A deeper dive into the history and structure of the Metro reveals not only individual negative experiences but also organizational limitations that have affected the system, which serves the residents of the greater Washington area. According to a 2017 Washington Metropolitan Area Transit Authority (WMATA) report, Metro ridership declined 12 percent last year. WMATA forecasted around a $125 million loss in earnings. A poll conducted by the Washington Post shows 52 percent of riders evaluate the Metro as “not so good” or “poor.” Daniel Rathbone, former chief of the Transportation Planning Division at the Fairfax County Department of Transportation and an adjunct professor at Georgetown, identifies the Metro’s unreliability as a primary cause of the growing discontent among D.C. area riders.
“We are in a situation where when people make a choice between what mode of transportation they should take, reliability becomes a very important factor to consider, in terms of whether they should go by car, bus, or rail,” Rathbone said.
A reliable system that takes a long time, Rathbone contended, is preferable to a faster system with greater volatility.
Some, including former Metro General Manager David Gunn, have pointed to harmful budget decreases of the Metro by D.C. politicians who serve on the Metro Board of Directors. Gunn told the Washingtonian that funds allocated for rail services were instead transferred to handicap services and buses. For Gunn, these cuts have further hamstrung a system which, according to Washingtonian, collects just 2 percent of its funding via money directly from taxes. Faiz Siddiqui of the Washington Post has suggested that the rising popularity of ride-sharing services like Uber and Lyft have played a role in Metro’s falling revenue.
However, certain organizational deficiencies endemic to the original Metro system still haunt the system today. According to a 2015 report from Washingtonian, the Metro was hastily put together in the 1960s as highway lobbyists called to scrap the project, and the federal government made aims to take over the system.
Metro planners decided to divide control of the system among political appointees from D.C., Maryland, Virginia, and the federal government. This arrangement has raised concerns over unclear accountability for the Metro’s woes by prominent critics of the system.
One of these popular critics is Unsuck the DC Metro, an anonymous blog and Twitter account that tracks the Metro’s problems. The lack of clear leadership means it is difficult to direct complaints about the system to any one person, wrote a representative of the blog in a message to the Voice.
“They [WMATA] are not accountable to anyone,” wrote the representative. “Who owns Metro? The [general manager]? No. The Board? No. The lack of accountability trickles from the top to the bottom.”
Rathbone also said the planned expansion of the Metro into suburbs and newly redeveloped areas will loom large over the system’s future sustainability.
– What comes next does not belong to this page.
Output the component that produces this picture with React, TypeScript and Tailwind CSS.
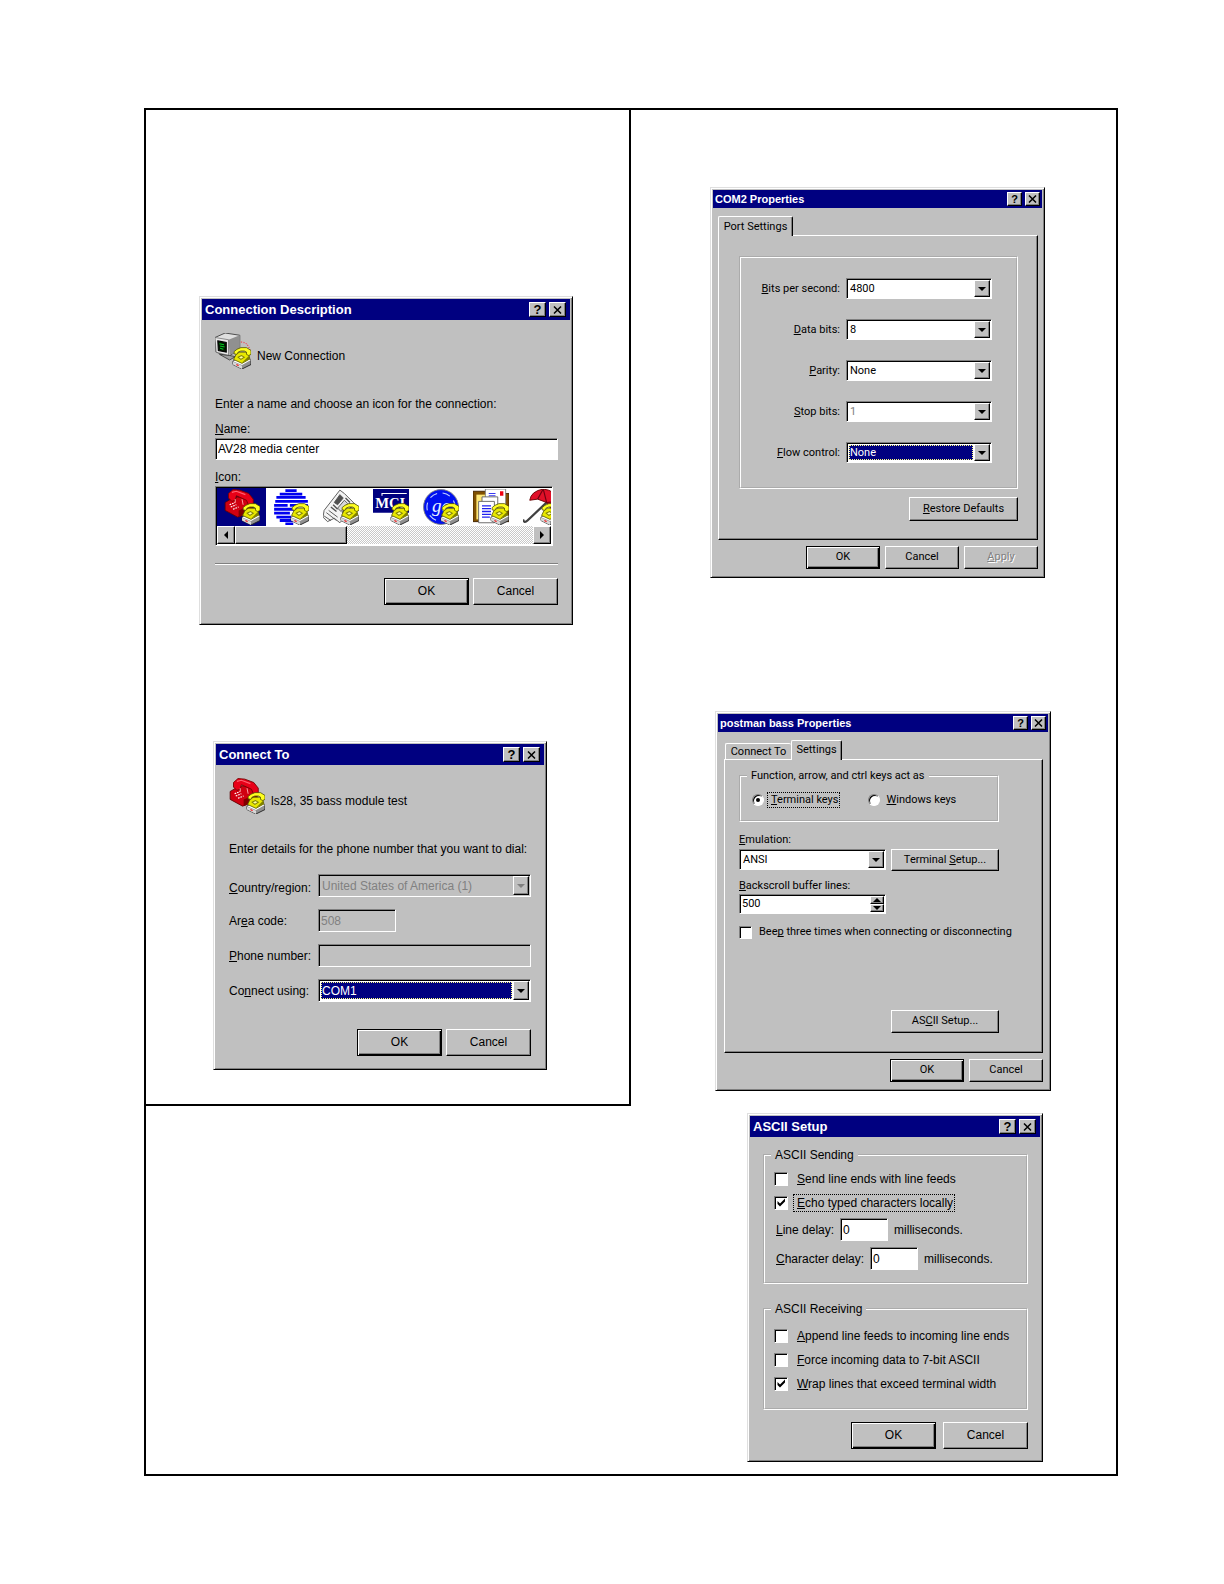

“There’s been millions, if not billions of dollars of investment made by developers at transit stations in D.C.,” Rathbone said. “A perfect example is the Ballston corridor, with a lot of high density development around the station.”
Rathbone explained that developers have invested hundreds of millions of dollars into high-density residential buildings with the expectation that a reliable railway would be built nearby. Ideally, according to Rathbone, more people in the coming years will live within walking distance of a Metro rail station, largely because the developments would become accessible by rail. This process could also be self-reinforcing. If people see the Metro as the easiest way to access these high-density developments, then the system has a future, as Rathbone sees it.
But in order for the Metro (and Washingtonians) to experience this reality, there need to be clear alterations to the status quo. On this point, Rathbone and Unsuck the DC Metro share similar views on the necessity of heightened citizen involvement, albeit on different scales.
“I think riders should be represented on the board of directors,” wrote the Unsuck the DC Metro representative. “Right now, the Metro is effectively run by local developers. The compact needs to be blown up, the board needs to be blown up. There needs to be a pressure point on which the public can voice its concerns. There isn’t one.”
Unsuck the DC Metro is pessimistic about the Riders Advisory Council, the current body that acts as an intermediary between riders and WMATA. The representative referred to the council as “a sham.”
“Continued citizen participation is such an important part of transportation and transportation planning,” Rathbone said.
For continued success, questions around the location of the line, stations, and impact on the community would need to be answered with the help of the public.
“The bottom line is public participation from the start has to be there,” Rathbone said. “And [citizens] need to be seen as not only providing their opinion, but also as participants.”